» **Instructions for the task**
Retype, word for word, the lines from the first line of the entries through the line that holds "import React from 'react';"; leave out the pictures.

---- Input records

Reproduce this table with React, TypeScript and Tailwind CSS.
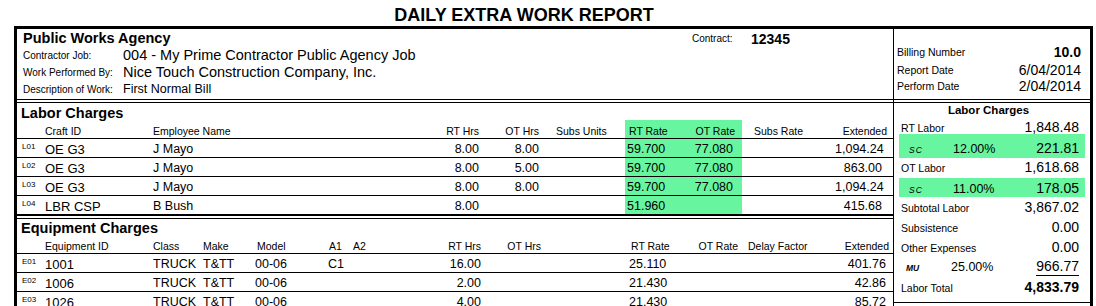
import React from 'react';

const labor = [
  { code: 'L01', craft: 'OE G3', emp: 'J Mayo', rt: '8.00', ot: '8.00', rtRate: '59.700', otRate: '77.080', ext: '1,094.24' },
  { code: 'L02', craft: 'OE G3', emp: 'J Mayo', rt: '8.00', ot: '5.00', rtRate: '59.700', otRate: '77.080', ext: '863.00' },
  { code: 'L03', craft: 'OE G3', emp: 'J Mayo', rt: '8.00', ot: '8.00', rtRate: '59.700', otRate: '77.080', ext: '1,094.24' },
  { code: 'L04', craft: 'LBR CSP', emp: 'B Bush', rt: '8.00', ot: '', rtRate: '51.960', otRate: '', ext: '415.68' },
];

const equipment = [
  { code: 'E01', id: '1001', cls: 'TRUCK', make: 'T&TT', model: '00-06', a1: 'C1', rt: '16.00', rtRate: '25.110', ext: '401.76' },
  { code: 'E02', id: '1006', cls: 'TRUCK', make: 'T&TT', model: '00-06', a1: '', rt: '2.00', rtRate: '21.430', ext: '42.86' },
  { code: 'E03', id: '1026', cls: 'TRUCK', make: 'T&TT', model: '00-06', a1: '', rt: '4.00', rtRate: '21.430', ext: '85.72' },
];

const laborCols = 'grid grid-cols-[23px_108px_267px_59px_60px_86px_58px_59px_93px_52px] pl-[5px]';
const equipCols = 'grid grid-cols-[23px_108px_50px_52px_73px_25px_69px_59px_60px_86px_58px_59px_93px_52px] pl-[5px]';

function DoubleLine() {
  return <div className="h-[4px] border-y border-black" />;
}

function ReportHeader() {
  return (
    <div className="h-[70px] pl-[6px] pt-[1px]">
      <div className="flex h-[17px] items-center">
        <span className="w-[669px] text-[14.5px] font-bold">Public Works Agency</span>
        <span className="w-[59px] text-[10px]">Contract:</span>
        <span className="text-[14px] font-bold">12345</span>
      </div>
      <div className="flex h-[17px] items-center">
        <span className="w-[100px] text-[10px]">Contractor Job:</span>
        <span className="text-[14.5px]">004 - My Prime Contractor Public Agency Job</span>
      </div>
      <div className="flex h-[17px] items-center">
        <span className="w-[100px] text-[10px]">Work Performed By:</span>
        <span className="text-[14.5px]">Nice Touch Construction Company, Inc.</span>
      </div>
      <div className="flex h-[17px] items-center">
        <span className="w-[100px] text-[10px]">Description of Work:</span>
        <span className="text-[12.5px]">First Normal Bill</span>
      </div>
    </div>
  );
}

function LaborTable() {
  return (
    <div>
      <div className="h-[17px] pt-[3px] pl-[4px] text-[14.5px] font-bold">Labor Charges</div>
      <div className={`${laborCols} h-[18px] text-[10.5px]`}>
        <div />
        <div className="pt-[6px]">Craft ID</div>
        <div className="pt-[6px]">Employee Name</div>
        <div className="pt-[6px] text-right">RT Hrs</div>
        <div className="pt-[6px] text-right">OT Hrs</div>
        <div className="pt-[6px] pl-[17px]">Subs Units</div>
        <div className="bg-[#68f59f] pt-[6px] pl-[4px]">RT Rate</div>
        <div className="bg-[#68f59f] pt-[6px] pr-[7px] text-right">OT Rate</div>
        <div className="pt-[6px] pl-[12px]">Subs Rate</div>
        <div className="pt-[6px] text-right">Extended</div>
      </div>
      <div className="border-b border-black">
        {labor.map((r) => (
          <div key={r.code} className={`${laborCols} h-[19px] border-t border-black text-[12.5px]`}>
            <div className="pt-[3.5px] text-[8px]">{r.code}</div>
            <div className="pt-[4px] text-[13px]">{r.craft}</div>
            <div className="pt-[4px]">{r.emp}</div>
            <div className="pt-[4px] text-right">{r.rt}</div>
            <div className="pt-[4px] text-right">{r.ot}</div>
            <div />
            <div className="bg-[#68f59f] pt-[4px] pl-[2px]">{r.rtRate}</div>
            <div className="bg-[#68f59f] pt-[4px] pr-[9px] text-right">{r.otRate}</div>
            <div />
            <div className="pt-[4px] pr-[5px] text-right">{r.ext}</div>
          </div>
        ))}
      </div>
    </div>
  );
}

function EquipmentTable() {
  return (
    <div>
      <div className="h-[16px] pt-[2px] pl-[4px] text-[14.5px] font-bold">Equipment Charges</div>
      <div className={`${equipCols} h-[18px] pt-[6px] text-[10.5px]`}>
        <div />
        <div>Equipment ID</div>
        <div>Class</div>
        <div>Make</div>
        <div className="pl-[2px]">Model</div>
        <div className="pl-[1px]">A1</div>
        <div>A2</div>
        <div className="text-right">RT Hrs</div>
        <div className="text-right">OT Hrs</div>
        <div />
        <div className="pl-[4px]">RT Rate</div>
        <div className="pr-[6px] text-right">OT Rate</div>
        <div className="pl-[4px]">Delay Factor</div>
        <div className="text-right">Extended</div>
      </div>
      {equipment.map((r) => (
        <div key={r.code} className={`${equipCols} h-[19px] border-t border-black pt-[4px] text-[12.5px]`}>
          <div className="-mt-[0.5px] text-[8px]">{r.code}</div>
          <div className="text-[13px]">{r.id}</div>
          <div>{r.cls}</div>
          <div>{r.make}</div>
          <div>{r.model}</div>
          <div>{r.a1}</div>
          <div />
          <div className="text-right">{r.rt}</div>
          <div />
          <div />
          <div className="pl-[2px]">{r.rtRate}</div>
          <div />
          <div />
          <div className="pr-[3px] text-right">{r.ext}</div>
        </div>
      ))}
    </div>
  );
}

function BillingPanel() {
  return (
    <div className="h-[70px] pl-[3px] pr-[9px] pt-[16px]">
      <div className="mb-[4px] flex h-[14px] items-center justify-between">
        <span className="text-[10.5px]">Billing Number</span>
        <span className="text-[14px] font-bold">10.0</span>
      </div>
      <div className="mb-[2px] flex h-[14px] items-center justify-between">
        <span className="text-[10.5px]">Report Date</span>
        <span className="text-[14px]">6/04/2014</span>
      </div>
      <div className="flex h-[14px] items-center justify-between">
        <span className="text-[10.5px]">Perform Date</span>
        <span className="text-[14px]">2/04/2014</span>
      </div>
    </div>
  );
}

function SummaryRow({ label, value, className, bold }: { label: string; value: string; className: string; bold?: boolean }) {
  return (
    <div className={`flex items-baseline pl-[2px] pr-[6px] ${className}`}>
      <span className="flex-1 text-[10.5px]">{label}</span>
      <span className={`text-[14px] ${bold ? 'font-bold' : ''}`}>{value}</span>
    </div>
  );
}

function LaborSummary() {
  return (
    <div className="h-[200px] border-b border-black px-[5px]">
      <div className="h-[15px] pt-[2px] pr-[7px] text-center text-[11.5px] font-bold">Labor Charges</div>
      <SummaryRow label="RT Labor" value="1,848.48" className="h-[16px] pt-[2px]" />
      <div className="flex h-[24px] items-baseline bg-[#68f59f] pt-[7px] pl-[10px] pr-[6px]">
        <span className="w-[44px] text-[8.5px] italic tracking-[1px]">SC</span>
        <span className="text-[12.5px]">12.00%</span>
        <span className="flex-1 text-right text-[14px]">221.81</span>
      </div>
      <SummaryRow label="OT Labor" value="1,618.68" className="h-[20px] pt-[2px]" />
      <div className="flex h-[19px] items-baseline bg-[#68f59f] pt-[3px] pl-[10px] pr-[6px]">
        <span className="w-[44px] text-[8.5px] italic tracking-[1px]">SC</span>
        <span className="text-[12.5px]">11.00%</span>
        <span className="flex-1 text-right text-[14px]">178.05</span>
      </div>
      <SummaryRow label="Subtotal Labor" value="3,867.02" className="h-[20px] pt-[3px]" />
      <SummaryRow label="Subsistence" value="0.00" className="h-[20px] pt-[3px]" />
      <SummaryRow label="Other Expenses" value="0.00" className="h-[20px] pt-[3px]" />
      <div className="flex h-[18px] items-baseline pt-[1px] pl-[7px] pr-[6px]">
        <span className="w-[45px] text-[8.5px] font-bold italic">MU</span>
        <span className="text-[12.5px]">25.00%</span>
        <span className="flex-1 text-right">
          <span className="inline-block border-b border-black pb-[2px] text-[14px]">966.77</span>
        </span>
      </div>
      <SummaryRow label="Labor Total" value="4,833.79" className="h-[27px] pt-[5px]" bold />
    </div>
  );
}

export default function App() {
  return (
    <div className="h-[306px] w-[1096px] overflow-hidden bg-white font-['Liberation_Sans',Arial,sans-serif] leading-none text-black">
      <div className="h-[26px] w-[1048px] pt-[6px] text-center text-[18px] font-bold">DAILY EXTRA WORK REPORT</div>
      <div className="ml-[14px] flex w-[1079px] border-x-[3px] border-t-[3px] border-black">
        <div className="w-[876px]">
          <ReportHeader />
          <DoubleLine />
          <LaborTable />
          <DoubleLine />
          <EquipmentTable />
        </div>
        <div className="w-[197px] border-l border-black">
          <BillingPanel />
          <DoubleLine />
          <LaborSummary />
        </div>
      </div>
    </div>
  );
}
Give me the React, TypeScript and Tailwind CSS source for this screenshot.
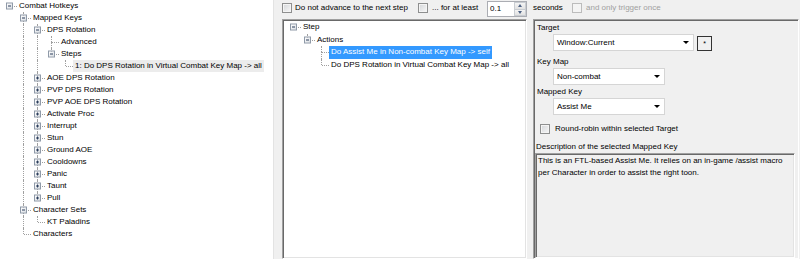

--------

» **Worked solution**
Reproduce this table with React, TypeScript and Tailwind CSS.
import React from 'react';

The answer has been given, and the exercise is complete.